Grafisch und akustisch überzeugt Larry auch im zweiten Auftritt seit dem Re-Boot der Serie. Die Sprecher leisten gute Arbeit und die Hintergründe sind schön gezeichnet. Weitere Spieloptionen oder Überraschungen suchen wir derweil vergebens. Noch ein Wort zur Konsolen-Adaption: Die ist wunderbar gelungen. Mit dem linken Stick steuern wir Larry durch die Karibik und mittels Button-Druck werden dem möchtegern-Casanova die möglichen Aktivitäten hervorgehoben, die wiederum mit dem rechten Stick ausgewählt werden. Was bleibt ist ein Grafik-Adventure alter Schule mit einem richtig alten Charakter, der auch heute noch auf seine anzügliche Art- und Weise zu unterhalten weiss.
Fazit:
In der Schweiz haben wir Regenzeit; seit Monaten. Gratis dazu gibt’s noch immerwährende Corona-Restriktionen, auch im Reisesegment. Was gibt es da Besseres als am Wochenende einen virtuellen Kurztrip in die Karibik zu wagen. Noch dazu mit unserem lieblings-Schwerenöter Larry Laffer. Wie so oft kämpft auch dieser Nachfolger mit dem Fortsetzungs-Syndrom. Vieles wirkt etwas weniger frisch als noch vor zwei Jahren, als wir zum ersten Mal seit einem Jahrzehnt durch ein komplett neues Larry-Abenteuer gerätselt sind.
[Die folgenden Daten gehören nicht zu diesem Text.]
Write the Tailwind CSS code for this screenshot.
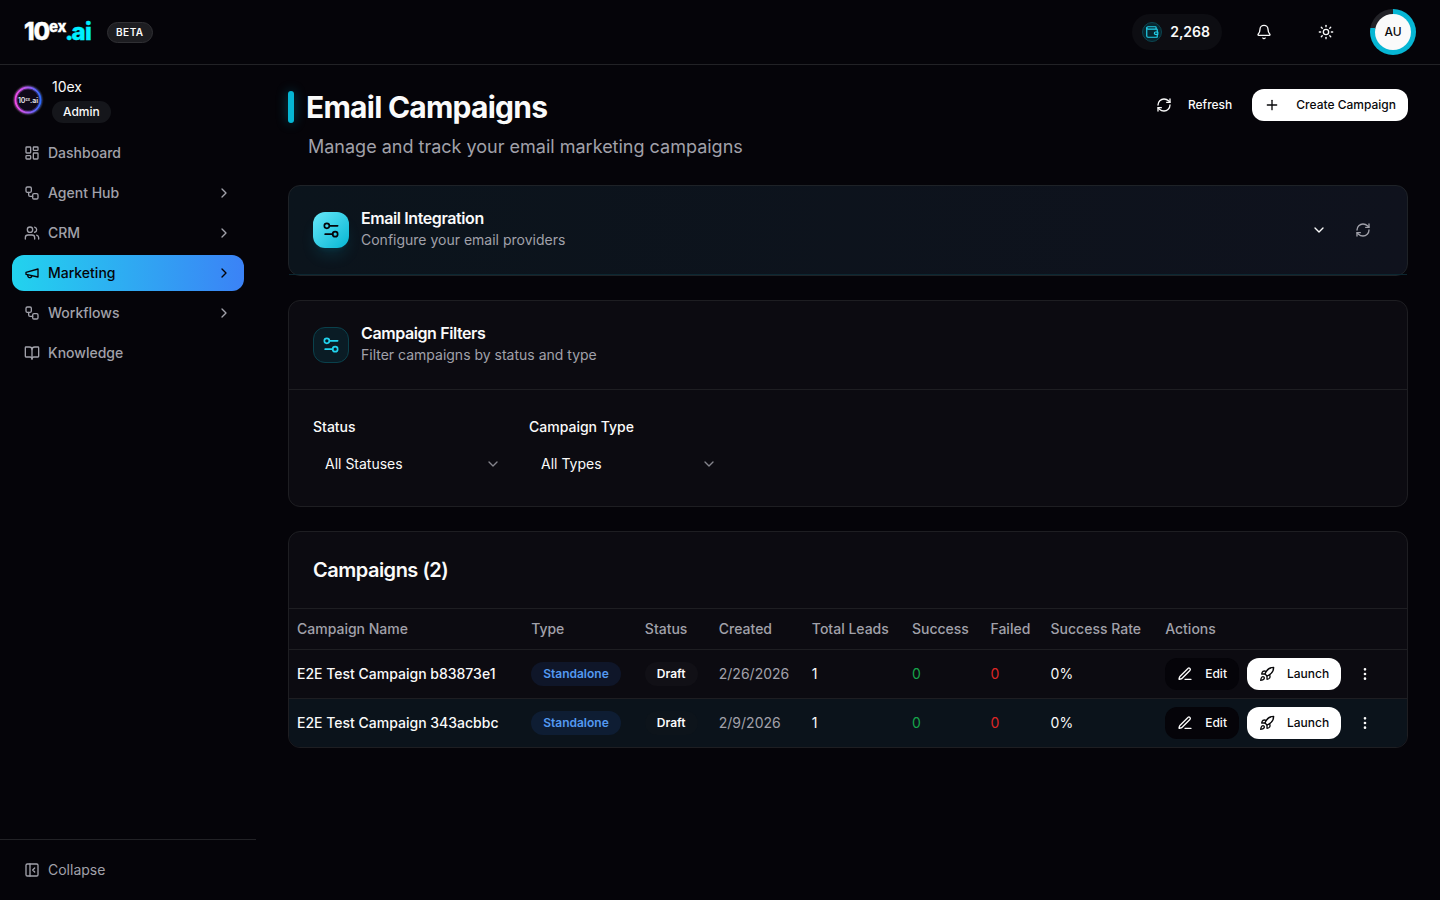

Das heisst aber nicht, dass wir es hier mit einem schlechten Spiel zu tun hätten. Im Gegenteil: Larrys Suche nach Faith punktet mit einigen unterhaltsamen Sprüchen und sympathischen Charakteren. Wären die Rätsel jetzt noch durchwegs logisch, hätten wir es hier mit einem astreinen Spiel zu tun. So reicht es immerhin noch zur Empfehlung für alle Grafik-Adventure Fans da draussen, die in den letzten Jahrzehnten keine Abneigung gegen den alten Schürzenjäger Larry entwickelt haben.